In this section we consider that the unit is no less than byte.

Bit order reversal transforms the order of bits in each input chunk unit. It can be described as follows:

  1. If InputEndianness and OutputEndianness have different bit orders, reverse byte order in each input chunk unit and go to the next step. Otherwise, do nothing and return.
  2. Reverse bit order in each byte of input chunk unit.

Note that if unit is byte, the first step can be omitted.

Imploder

Recall that imploder algorithm deals with the case InputValueBits < OutputValueBits and converts data from InputEndianness to OutputEndianness order.

There are three main parts of imploder algorithm:

  1. Calculation of the value that indicates the position of input chunk in the output and indicates data chunk order reversal, if present. This part is currently implemented via shift trait containing the value that depends on whether the output endianness is little_unit.
  2. Unit order reversal algorithm. This part is implemented via partial struct specializations which deal with different specific cases.
  3. Bit order reversal algorithm. This part is implemented via partial struct specializations which deal with different specific cases.

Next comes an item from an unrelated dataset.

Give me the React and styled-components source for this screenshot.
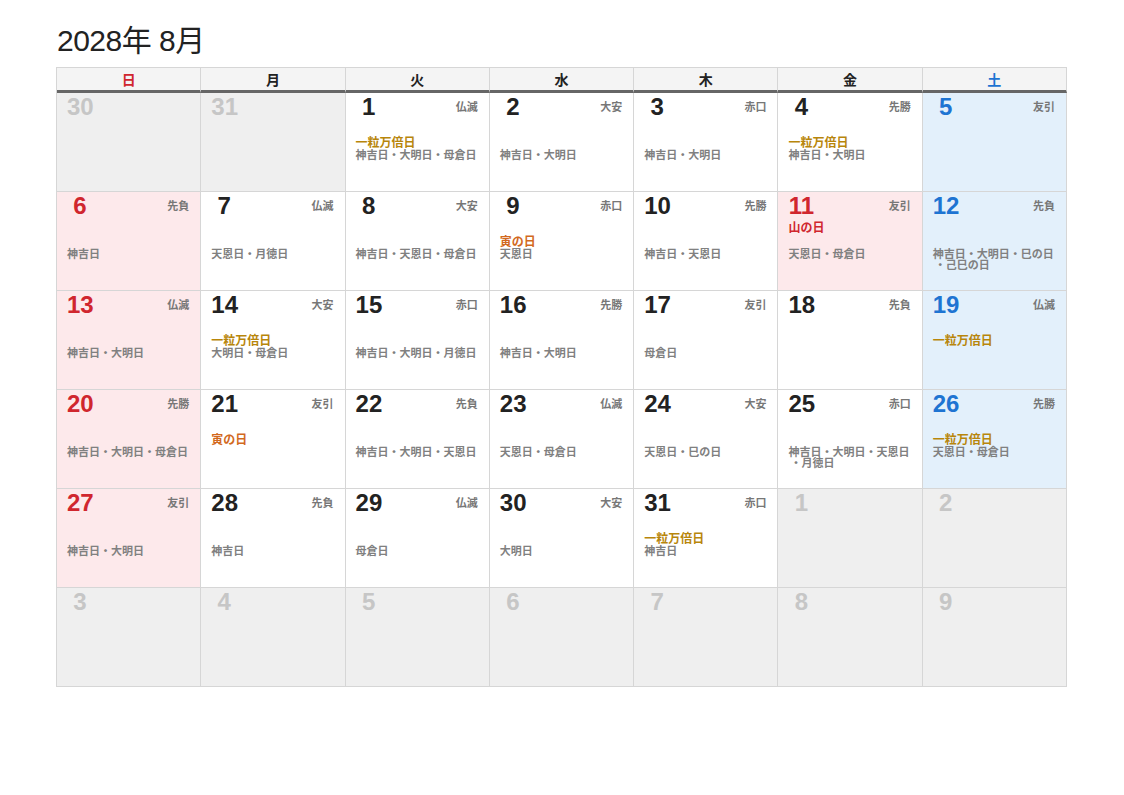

The described process can be written in the following pseudocode:

input_chunk = first input chunk
for each output_chunk:
output_chunk = 0
already_processed_bits = 0
while already_processed_bits != OutputValueBits:
/* Step 1 */
if OutputEndianness is little_unit:
shift = already_processed_bits
else
shift = OutputValueBits - (InputValueBits + already_processed_bits)
/* Step 2 */
tmp = input_chunk
if InputEndianness and OutputEndianness have not same unit order:
reverse_unit_order(tmp)
/* Step 3 */
if InputEndianness and OutputEndianness have not same bit order:
reverse_bit_order(tmp)
/* Data concatenation */
output_chunk = output_chunk OR (tmp << shift)
already_processed_bits = already_processed_bits + InputValueBits
input_chunk = next input chunk

Here OR denotes logical OR operation and << denotes left shift operation.

Exploder

Exploder algorithm deals with the case InputValueBits > OutputValueBits, converts data from InputEndianness to OutputEndianness order and is the same as the imploder algorithm described in Section Imploder except for several points:

  • the condition of shift choice is replaced with InputEndianness instead of OutputEndianness;
  • right shift operation instead of left shift operation is used;
  • the output chunk is just the part of input chunk.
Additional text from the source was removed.